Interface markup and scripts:
## start

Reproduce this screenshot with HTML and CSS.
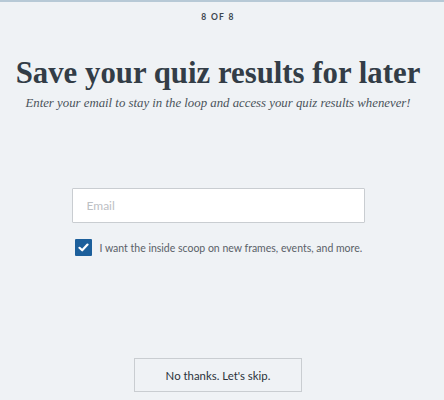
FILE: index.html
```html
<!DOCTYPE html>
<html lang="en">
<head>
    <meta charset="UTF-8">
    <meta name="viewport" content="width=device-width, initial-scale=1.0">
    <title>Save your quiz results</title>
    <link rel="stylesheet" href="styles.css">
</head>
<body>

    <div class="quiz">
        <div class="step">8 of 8</div>

        <h1>Save your quiz results for later</h1>
        <p class="lead">Enter your email to stay in the loop and access your quiz results whenever!</p>

        <form class="signup">
            <input type="email" class="email" placeholder="Email">

            <label class="optin">
                <span class="check">
                    <svg width="11" height="9" viewBox="0 0 11 9"><path d="M1.5 4.8 L4.2 7.3 L9.5 1.6" fill="none" stroke="#fff" stroke-width="2.2" stroke-linecap="round" stroke-linejoin="round"/></svg>
                </span>
                I want the inside scoop on new frames, events, and more.
            </label>
        </form>

        <button type="button" class="skip">No thanks. Let's skip.</button>
    </div>

</body>
</html>
```

FILE: styles.css
```css
body {
    margin: 0;
    padding: 0;
    background-color: #eff2f5;
    font-family: Lato, 'Liberation Sans', Arial, sans-serif;
    color: #333d47;
}

.quiz {
    border-top: 2px solid #b7c9d6;
    height: 400px;
    box-sizing: border-box;
    padding-right: 8px;
    display: flex;
    flex-direction: column;
    align-items: center;
}

.step {
    margin-top: 10px;
    font-size: 8.5px;
    line-height: 10px;
    font-weight: bold;
    letter-spacing: 1.3px;
    text-transform: uppercase;
    color: #3c4650;
}

h1 {
    margin: 33px 0 0;
    font-family: 'Liberation Serif', serif;
    font-size: 30.8px;
    font-weight: bold;
    line-height: 36px;
    color: #333d47;
    white-space: nowrap;
}

.lead {
    margin: 4px 0 0;
    font-family: 'Liberation Serif', serif;
    font-style: italic;
    font-size: 12.8px;
    line-height: 16px;
    color: #4a525a;
    white-space: nowrap;
}

.signup {
    margin-top: 77px;
    width: 293px;
}

.email {
    display: block;
    width: 100%;
    height: 35px;
    box-sizing: border-box;
    padding: 0 14px;
    border: 1px solid #c9cdd1;
    border-radius: 1px;
    background-color: #fff;
    font-family: Lato, 'Liberation Sans', Arial, sans-serif;
    font-size: 12px;
}

.email::placeholder {
    color: #bcc0c4;
}

.optin {
    display: flex;
    align-items: center;
    gap: 8px;
    margin-top: 16px;
    margin-left: 3px;
    font-size: 10.5px;
    color: #5a6168;
    white-space: nowrap;
}

.check {
    width: 17px;
    height: 17px;
    flex: none;
    display: flex;
    align-items: center;
    justify-content: center;
    background-color: #1c5f9b;
    border-radius: 1px;
}

.skip {
    margin-top: auto;
    margin-bottom: 8px;
    width: 168px;
    height: 34px;
    border: 1px solid #c9cdd1;
    background-color: transparent;
    font-family: Lato, 'Liberation Sans', Arial, sans-serif;
    font-size: 11.4px;
    color: #2b333b;
    cursor: pointer;
}
```
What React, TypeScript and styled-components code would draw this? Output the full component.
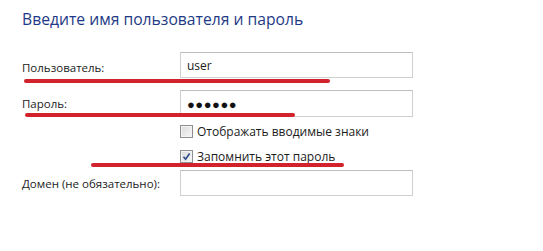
import styled, { createGlobalStyle } from 'styled-components';

const GlobalStyle = createGlobalStyle`
	body {
		margin: 0;
		background: #ffffff;
		font-family: 'Open Sans', 'Noto Sans', sans-serif;
	}
`;

const Page = styled.div`
	position: relative;
	width: 543px;
	height: 251px;
	background: #ffffff;
	overflow: hidden;
`;

const Title = styled.h1`
	margin: 0;
	padding: 9px 0 0 22px;
	font-size: 15.7px;
	line-height: 21px;
	font-weight: 400;
	color: #1e3a86;
`;

const Form = styled.div`
	display: flex;
	flex-direction: column;
	margin-top: 22px;
`;

const Row = styled.div<{ $top: number; $height: number }>`
	display: grid;
	grid-template-columns: 180px 233px;
	align-items: center;
	margin-top: ${(p) => p.$top}px;
	height: ${(p) => p.$height}px;
`;

const Label = styled.label<{ $shift?: number }>`
	padding-left: 22px;
	padding-top: ${(p) => p.$shift || 0}px;
	font-size: 11.5px;
	color: #1b1b1b;
`;

const Field = styled.div`
	box-sizing: border-box;
	height: 100%;
	border: 1px solid #cfcfcf;
	border-top-color: #bdbdbd;
	display: flex;
	align-items: center;
	padding-left: 6px;
	font-size: 12px;
	color: #1b1b1b;
`;

const Dots = styled.span`
	font-size: 13px;
	letter-spacing: 0.5px;
	color: #111;
`;

const CheckLine = styled.div`
	grid-column: 2;
	display: flex;
	align-items: center;
	gap: 4px;
	height: 13px;
	line-height: 13px;
	font-size: 12px;
	color: #1b1b1b;
`;

const Box = styled.span`
	box-sizing: border-box;
	flex: none;
	width: 13px;
	height: 13px;
	border: 1px solid #8e8f8f;
	background: linear-gradient(135deg, #dcdcdc, #f6f6f6);
	box-shadow: inset 0 0 0 1px #f4f4f4;
	display: flex;
	align-items: center;
	justify-content: center;
`;

const Marker = styled.div<{ $x: number; $y: number; $w: number }>`
	position: absolute;
	left: ${(p) => p.$x}px;
	top: ${(p) => p.$y}px;
	width: ${(p) => p.$w}px;
	height: 4px;
	border-radius: 2px;
	background: #d2232c;
`;

const Check = ({ checked, text }: { checked?: boolean; text: string }) => (
	<CheckLine>
		<Box>
			{checked && (
				<svg width="9" height="9" viewBox="0 0 9 9">
					<path d="M1.5 4.8 L3.6 7.2 L7.6 1.5" fill="none" stroke="#2c4a8c" strokeWidth="1.6" />
				</svg>
			)}
		</Box>
		{text}
	</CheckLine>
);

const App = () => {
	return (
		<>
			<GlobalStyle />
			<Page>
				<Title>Введите имя пользователя и пароль</Title>
				<Form>
					<Row $top={0} $height={26}>
						<Label $shift={5}>Пользователь:</Label>
						<Field>user</Field>
					</Row>
					<Row $top={12} $height={27}>
						<Label>Пароль:</Label>
						<Field>
							<Dots>●●●●●●</Dots>
						</Field>
					</Row>
					<Row $top={8} $height={13}>
						<Check text="Отображать вводимые знаки" />
					</Row>
					<Row $top={12} $height={13}>
						<Check checked text="Запомнить этот пароль" />
					</Row>
					<Row $top={7} $height={26}>
						<Label>Домен (не обязательно):</Label>
						<Field />
					</Row>
				</Form>
				<Marker $x={24} $y={79} $w={306} />
				<Marker $x={25} $y={113} $w={270} />
				<Marker $x={91} $y={163} $w={253} />
			</Page>
		</>
	);
};

export default App;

## end

Short exercise:
Pictures are excluded; output everything else in the data verbatim.

Answer for this exercise:
Reproduce this screenshot with HTML and CSS.
FILE: index.html
```html
<!DOCTYPE html>
<html lang="en">
<head>
    <meta charset="UTF-8">
    <meta name="viewport" content="width=device-width, initial-scale=1.0">
    <title>Save your quiz results</title>
    <link rel="stylesheet" href="styles.css">
</head>
<body>

    <div class="quiz">
        <div class="step">8 of 8</div>

        <h1>Save your quiz results for later</h1>
        <p class="lead">Enter your email to stay in the loop and access your quiz results whenever!</p>

        <form class="signup">
            <input type="email" class="email" placeholder="Email">

            <label class="optin">
                <span class="check">
                    <svg width="11" height="9" viewBox="0 0 11 9"><path d="M1.5 4.8 L4.2 7.3 L9.5 1.6" fill="none" stroke="#fff" stroke-width="2.2" stroke-linecap="round" stroke-linejoin="round"/></svg>
                </span>
                I want the inside scoop on new frames, events, and more.
            </label>
        </form>

        <button type="button" class="skip">No thanks. Let's skip.</button>
    </div>

</body>
</html>
```

FILE: styles.css
```css
body {
    margin: 0;
    padding: 0;
    background-color: #eff2f5;
    font-family: Lato, 'Liberation Sans', Arial, sans-serif;
    color: #333d47;
}

.quiz {
    border-top: 2px solid #b7c9d6;
    height: 400px;
    box-sizing: border-box;
    padding-right: 8px;
    display: flex;
    flex-direction: column;
    align-items: center;
}

.step {
    margin-top: 10px;
    font-size: 8.5px;
    line-height: 10px;
    font-weight: bold;
    letter-spacing: 1.3px;
    text-transform: uppercase;
    color: #3c4650;
}

h1 {
    margin: 33px 0 0;
    font-family: 'Liberation Serif', serif;
    font-size: 30.8px;
    font-weight: bold;
    line-height: 36px;
    color: #333d47;
    white-space: nowrap;
}

.lead {
    margin: 4px 0 0;
    font-family: 'Liberation Serif', serif;
    font-style: italic;
    font-size: 12.8px;
    line-height: 16px;
    color: #4a525a;
    white-space: nowrap;
}

.signup {
    margin-top: 77px;
    width: 293px;
}

.email {
    display: block;
    width: 100%;
    height: 35px;
    box-sizing: border-box;
    padding: 0 14px;
    border: 1px solid #c9cdd1;
    border-radius: 1px;
    background-color: #fff;
    font-family: Lato, 'Liberation Sans', Arial, sans-serif;
    font-size: 12px;
}

.email::placeholder {
    color: #bcc0c4;
}

.optin {
    display: flex;
    align-items: center;
    gap: 8px;
    margin-top: 16px;
    margin-left: 3px;
    font-size: 10.5px;
    color: #5a6168;
    white-space: nowrap;
}

.check {
    width: 17px;
    height: 17px;
    flex: none;
    display: flex;
    align-items: center;
    justify-content: center;
    background-color: #1c5f9b;
    border-radius: 1px;
}

.skip {
    margin-top: auto;
    margin-bottom: 8px;
    width: 168px;
    height: 34px;
    border: 1px solid #c9cdd1;
    background-color: transparent;
    font-family: Lato, 'Liberation Sans', Arial, sans-serif;
    font-size: 11.4px;
    color: #2b333b;
    cursor: pointer;
}
```
What React, TypeScript and styled-components code would draw this? Output the full component.
import styled, { createGlobalStyle } from 'styled-components';

const GlobalStyle = createGlobalStyle`
	body {
		margin: 0;
		background: #ffffff;
		font-family: 'Open Sans', 'Noto Sans', sans-serif;
	}
`;

const Page = styled.div`
	position: relative;
	width: 543px;
	height: 251px;
	background: #ffffff;
	overflow: hidden;
`;

const Title = styled.h1`
	margin: 0;
	padding: 9px 0 0 22px;
	font-size: 15.7px;
	line-height: 21px;
	font-weight: 400;
	color: #1e3a86;
`;

const Form = styled.div`
	display: flex;
	flex-direction: column;
	margin-top: 22px;
`;

const Row = styled.div<{ $top: number; $height: number }>`
	display: grid;
	grid-template-columns: 180px 233px;
	align-items: center;
	margin-top: ${(p) => p.$top}px;
	height: ${(p) => p.$height}px;
`;

const Label = styled.label<{ $shift?: number }>`
	padding-left: 22px;
	padding-top: ${(p) => p.$shift || 0}px;
	font-size: 11.5px;
	color: #1b1b1b;
`;

const Field = styled.div`
	box-sizing: border-box;
	height: 100%;
	border: 1px solid #cfcfcf;
	border-top-color: #bdbdbd;
	display: flex;
	align-items: center;
	padding-left: 6px;
	font-size: 12px;
	color: #1b1b1b;
`;

const Dots = styled.span`
	font-size: 13px;
	letter-spacing: 0.5px;
	color: #111;
`;

const CheckLine = styled.div`
	grid-column: 2;
	display: flex;
	align-items: center;
	gap: 4px;
	height: 13px;
	line-height: 13px;
	font-size: 12px;
	color: #1b1b1b;
`;

const Box = styled.span`
	box-sizing: border-box;
	flex: none;
	width: 13px;
	height: 13px;
	border: 1px solid #8e8f8f;
	background: linear-gradient(135deg, #dcdcdc, #f6f6f6);
	box-shadow: inset 0 0 0 1px #f4f4f4;
	display: flex;
	align-items: center;
	justify-content: center;
`;

const Marker = styled.div<{ $x: number; $y: number; $w: number }>`
	position: absolute;
	left: ${(p) => p.$x}px;
	top: ${(p) => p.$y}px;
	width: ${(p) => p.$w}px;
	height: 4px;
	border-radius: 2px;
	background: #d2232c;
`;

const Check = ({ checked, text }: { checked?: boolean; text: string }) => (
	<CheckLine>
		<Box>
			{checked && (
				<svg width="9" height="9" viewBox="0 0 9 9">
					<path d="M1.5 4.8 L3.6 7.2 L7.6 1.5" fill="none" stroke="#2c4a8c" strokeWidth="1.6" />
				</svg>
			)}
		</Box>
		{text}
	</CheckLine>
);

const App = () => {
	return (
		<>
			<GlobalStyle />
			<Page>
				<Title>Введите имя пользователя и пароль</Title>
				<Form>
					<Row $top={0} $height={26}>
						<Label $shift={5}>Пользователь:</Label>
						<Field>user</Field>
					</Row>
					<Row $top={12} $height={27}>
						<Label>Пароль:</Label>
						<Field>
							<Dots>●●●●●●</Dots>
						</Field>
					</Row>
					<Row $top={8} $height={13}>
						<Check text="Отображать вводимые знаки" />
					</Row>
					<Row $top={12} $height={13}>
						<Check checked text="Запомнить этот пароль" />
					</Row>
					<Row $top={7} $height={26}>
						<Label>Домен (не обязательно):</Label>
						<Field />
					</Row>
				</Form>
				<Marker $x={24} $y={79} $w={306} />
				<Marker $x={25} $y={113} $w={270} />
				<Marker $x={91} $y={163} $w={253} />
			</Page>
		</>
	);
};

export default App;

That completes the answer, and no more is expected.